Maybe you don’t care about any of that. Fair enough. I don’t either, really. At least I don’t act like I do. But I do care about beauty. Even if you think cars themselves are art, which I don’t, think for a second about the ugliness cars require of society. Think about the gray, the concrete, the congestion, the tangled maze of freeways, the death, the blood, the fumes, the noise -- oh, god, the fucking noise!
Once you see all this, you can’t unsee it. You can’t unsee the hideous asphalt next to our babbling Grasse River, which is a crime against nature, or carving through the NoCo’s prairie fields. You can’t unhear the roar of Main Street’s highway that separates us from our neighbors, or unsmell the smog that blackens our sky.
You can’t unremember the yellowing pictures of pre-car Canton, where children played and people congregated in the street, and you can’t unthink that the town we have now, where such things are impossible, is much, much poorer and sadder.

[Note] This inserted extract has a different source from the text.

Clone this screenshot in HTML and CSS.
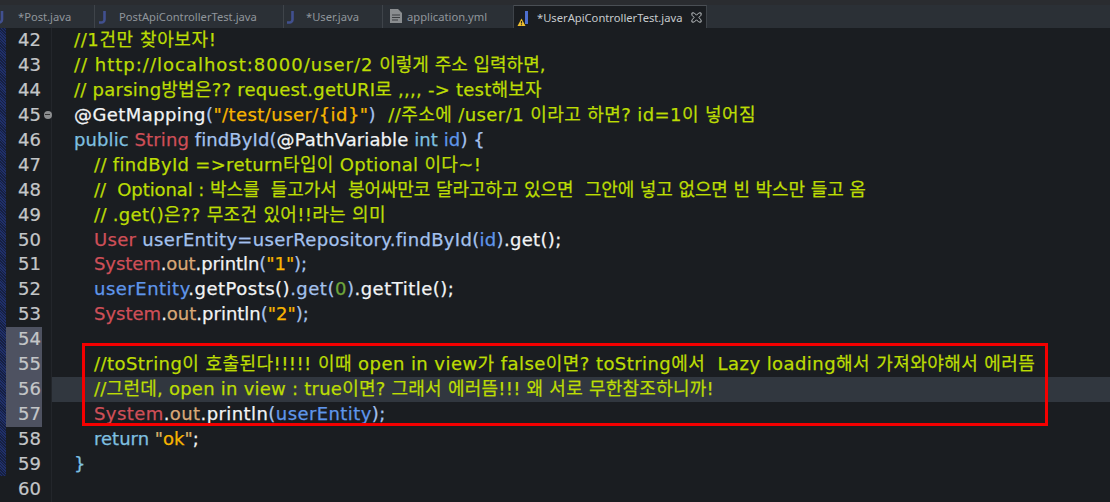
FILE: index.html
```html
<!DOCTYPE html>
<html lang="ko">
<head>
<meta charset="utf-8">
<title>UserApiControllerTest.java</title>
<link rel="stylesheet" href="styles.css">
</head>
<body>
<div class="window">
  <div class="tabs">
    <div class="tab t1"><svg class="ji" viewBox="0 0 10 14"><path d="M7 1v8.500a3 3 0 0 1-3 3H1.500" /></svg><span>*Post.java</span></div>
    <div class="tab t2"><svg class="ji" viewBox="0 0 10 14"><path d="M6.500 1v8.500a3 3 0 0 1-3 3H1" /></svg><span>PostApiControllerTest.java</span></div>
    <div class="tab t3"><svg class="ji" viewBox="0 0 10 14"><path d="M6.500 1v8.500a3 3 0 0 1-3 3H1" /></svg><span>*User.java</span></div>
    <div class="tab t4"><svg class="fi" viewBox="0 0 12 14"><path d="M0 0h8l4 4v10H0z" fill="#8a8d90"/><path d="M2 6h8M2 8.500h8M2 11h6" stroke="#3a3d40" stroke-width="1"/></svg><span>application.yml</span></div>
    <div class="tab active"><svg class="wi" viewBox="0 0 14 18"><path d="M8 0h3v13H8z" fill="#4d6fd0"/><path d="M4.500 7.500l4 7.500H.5z" fill="#f2c230"/><path d="M4.500 10v2.500M4.500 13.300v1" stroke="#2b2b20" stroke-width="1.200"/></svg><span>*UserApiControllerTest.java</span><svg class="close" viewBox="0 0 12 12"><path d="M1 1h2.500L6 3.500 8.500 1H11v2.500L8.500 6 11 8.500V11H8.500L6 8.500 3.500 11H1V8.500L3.500 6 1 3.500z"/></svg></div>
  </div>
  <div class="editor">
    <div class="strip"></div>
    <div class="gutter">
      <div class="num">42</div><div class="num">43</div><div class="num">44</div>
      <div class="num fold">45<i class="foldmark"></i></div>
      <div class="num">46</div><div class="num">47</div><div class="num">48</div><div class="num">49</div>
      <div class="num">50</div><div class="num">51</div><div class="num">52</div><div class="num">53</div>
      <div class="num sel">54</div><div class="num sel">55</div><div class="num sel">56</div><div class="num sel">57</div>
      <div class="num">58</div><div class="num">59</div><div class="num">60</div>
    </div>
    <div class="code">
      <div class="line sp6"><span class="c">//1건만 찾아보자!</span></div>
      <div class="line"><span class="c sp10">// http://localhost:8000/user/2</span><span class="c"> 이렇게 주소 입력하면,</span></div>
      <div class="line sp2"><span class="c">// parsing방법은?? request.getURI로 ,,,, -&gt; test해보자</span></div>
      <div class="line sp4"><span class="w">@GetMapping</span><span class="m">(</span><span class="s">"/test/user/{id}"</span><span class="m">)</span><span class="c">&nbsp; //주소에 /user/1 이라고 하면? id=1이 넣어짐</span></div>
      <div class="line sp1"><span class="k">public</span> <span class="t">String</span> <span class="m">findById(</span><span class="w">@PathVariable</span> <span class="k">int</span> <span class="b">id</span><span class="m">) {</span></div>
      <div class="line in sp3"><span class="c">// findById =&gt;return타입이 Optional 이다~!</span></div>
      <div class="line in spn"><span class="c">//&nbsp; Optional : 박스를&nbsp; 들고가서&nbsp; 붕어싸만코 달라고하고 있으면&nbsp; 그안에 넣고 없으면 빈 박스만 들고 옴</span></div>
      <div class="line in sp3"><span class="c">// .get()은?? 무조건 있어!!라는 의미</span></div>
      <div class="line in sp3"><span class="t">User</span> <span class="m">userEntity=userRepository.findById(</span><span class="b">id</span><span class="m">)</span><span class="w">.get();</span></div>
      <div class="line in spn"><span class="t">System</span><span class="w">.</span><span class="o">out</span><span class="w">.println</span><span class="m">(</span><span class="s">"1"</span><span class="m">);</span></div>
      <div class="line in sp5"><span class="b">userEntity</span><span class="w">.getPosts()</span><span class="m">.get(</span><span class="g">0</span><span class="m">)</span><span class="w">.getTitle();</span></div>
      <div class="line in"><span class="t">System</span><span class="w">.</span><span class="o">out</span><span class="w">.println</span><span class="m">(</span><span class="s">"2"</span><span class="m">);</span></div>
      <div class="line"></div>
      <div class="line in sp45"><span class="c">//toString이 호출된다!!!!! 이때 open in view가 false이면? toString에서&nbsp; Lazy loading해서 가져와야해서 에러뜸</span></div>
      <div class="line in current sp2"><span class="c">//그런데, open in view : true이면? 그래서 에러뜸!!! 왜 서로 무한참조하니까!</span></div>
      <div class="line in sp4"><span class="t">System</span><span class="w">.</span><span class="o">out</span><span class="w">.println</span><span class="m">(</span><span class="b">userEntity</span><span class="m">);</span></div>
      <div class="line in"><span class="k">return</span> <span class="s2">"</span><span class="s">ok</span><span class="s2">"</span><span class="w">;</span></div>
      <div class="line"><span class="k">}</span></div>
      <div class="line"></div>
    </div>
    <div class="redbox"></div>
  </div>
</div>
</body>
</html>
```
FILE: styles.css
```css
* { box-sizing: border-box; }
html, body { margin: 0; padding: 0; height: 100%; overflow: hidden; background: #1a1d21; }
.window { width: 1110px; height: 502px; display: flex; flex-direction: column; font-family: "DejaVu Sans", "Noto Sans CJK KR", sans-serif; }
.tabs { height: 28px; padding-top: 5px; background: #2b3036; box-shadow: inset 0 5px 0 #2a2c30; display: flex; flex: none; }
.tab { display: flex; align-items: center; height: 23px; font-family: "Noto Sans", sans-serif; font-size: 11.200px; color: #90969c; border-right: 1px solid #3f444a; position: relative; white-space: nowrap; }
.tab span { display: block; }
.t1 { width: 95px; padding-left: 18px; }
.t2 { width: 189px; padding-left: 24px; }
.t3 { width: 99px; padding-left: 22px; }
.t4 { width: 131px; padding-left: 24px; }
.active { background: #1a1d21; color: #c6cacd; padding-left: 23px; width: 193px; border-top: 1px solid #4a4f55; }
.ji { position: absolute; width: 10px; height: 14px; fill: none; stroke: #41508f; stroke-width: 2.600; }
.t1 .ji { left: -5px; top: 5px; }
.t2 .ji { left: 3px; top: 5px; }
.t3 .ji { left: 2px; top: 5px; }
.fi { position: absolute; left: 7px; top: 4px; width: 12px; height: 14px; }
.wi { position: absolute; left: 3px; top: 5px; width: 14px; height: 18px; }
.close { width: 11px; height: 11px; margin-left: 9px; fill: none; stroke: #c6cacd; stroke-width: 1; }
.editor { flex: 1; display: flex; position: relative; background: #1a1d21; min-height: 0; }
.strip { width: 6px; height: 448px; flex: none; background: #1e2a55; background-image: repeating-linear-gradient(45deg, #162041 0 1px, #20306a 1px 2px); }
.gutter { width: 46px; flex: none; border-right: 1px solid #23262b; }
.num { height: 24.940px; width: 36px; padding-left: 12px; font-size: 18px; line-height: 24.940px; color: #c4c6c8; position: relative; font-family: "DejaVu Sans", sans-serif; -webkit-text-stroke: 0.2px currentColor; }
.sel { background: #4e5261; }
.fold { width: 46px; }
.foldmark { position: absolute; left: 37.500px; top: 8px; width: 8px; height: 8px; border-radius: 50%; background: #8c8e90; }
.foldmark::after { content: ""; position: absolute; left: 1.500px; top: 3.500px; width: 5px; height: 1px; background: #333; }
.code { flex: 1; min-width: 0; }
.line { height: 24.940px; line-height: 24.940px; font-size: 18px; padding-left: 22px; white-space: pre; -webkit-text-stroke: 0.25px currentColor; }
.line.in { padding-left: 42px; }
.current { background: #31373f; }
.sp1 { letter-spacing: 0.100px; }
.sp2 { letter-spacing: 0.240px; }
.sp3 { letter-spacing: 0.320px; }
.sp4 { letter-spacing: 0.420px; }
.sp45 { letter-spacing: 0.440px; }
.sp5 { letter-spacing: 0.500px; }
.sp6 { letter-spacing: 0.600px; }
.sp10 { letter-spacing: 1px; }
.spn { letter-spacing: -0.080px; }
.c { color: #bcdc04; }
.w { color: #f2f4f5; }
.s { color: #f7b500; }
.s2 { color: #d8b36a; }
.k { color: #7fc0e0; }
.t { color: #cf4f58; }
.m { color: #a4c2ee; }
.b { color: #5f96ea; }
.o { color: #d8a877; }
.g { color: #6ea63c; }
.redbox { position: absolute; left: 82px; top: 315px; width: 966px; height: 83px; border: 3px solid #f40000; pointer-events: none; }
```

Most of us are asleep to the existence of cars. They and their infrastructure have become as natural to human eyes as blades of grass. But once you are conscious of them, I mean really conscious of their imposing existence, you can never again breathe or hear or think or see without wincing at the hellish dystopian nightmare our communities have become.
I am not being hyperbolic. Cars have annihilated every community. What even is a town anymore but a maze of roads? Towns should be like a big home, where people live connected to each other. Would you bulldoze the center and sides of your home so other people’s heavy machinery could pass through? If not, then why would you do it to your town?
Why do we make it so easy for passers-by to drive through Canton, yet so hard for the people who actually live here to walk in it?
I’ve always wondered how conservatives, who purport to care about natural preservation and tight-knit communities, can be okay with what cars have done to both? I also wonder how liberals, who whine about everything, have nothing to say about the bloodbath on our streets?
Think how much prettier Main Street would be if we removed that hideous drag-racing strip and replaced it with something humans can walk on, lined with greenery. Think how much more tranquil an experience that would be of our downtown.
Think how pleasant it would be to sit in Main Street at dusk, eating outside on tables for the Indian restaurant or A1 Kitchen? Think how radical it is we’ve decided against that in favor of hollering, stinking machines that uglify and clog our downtown.
There are those who might agree with all this but still say it’s logistically impossible to ban cars from Main Street. Where would the cars go, they might ask? Well, they can go around town, rather than through it. And they can park off Main Street, rather than on it.
This would of course be frustrating to drivers, but I don’t care. Motorists are accustomed to all the privilege and deference in the world, so even a miniscule step down from that seems like an all-out attack on their rights.
It’s like when white people get mad at affirmative action. The point isn’t about making cars less equal, it’s about making other modes of transportation more equal! Or equally equal?
Listen, if you like cars more than you dislike the way they kill children, our biosphere, neighborhoods and natural landscape, then say that. But don’t say banning them is quixotic or impossible, because it’s not.
We could rope off Main Street today, and lay cobblestone down tomorrow. Some dork from the Travel Channel would parachute down the next day to declare Canton a tourist destination.
Overnight, our town could be as charming as those European villages that everyone adores, which prioritize people over cars. For some reason, we act as if it’s impossible to do that here. It’s not. There was a time before cars in Canton, and there can be a time after them. We just need the imagination and courage to demand it.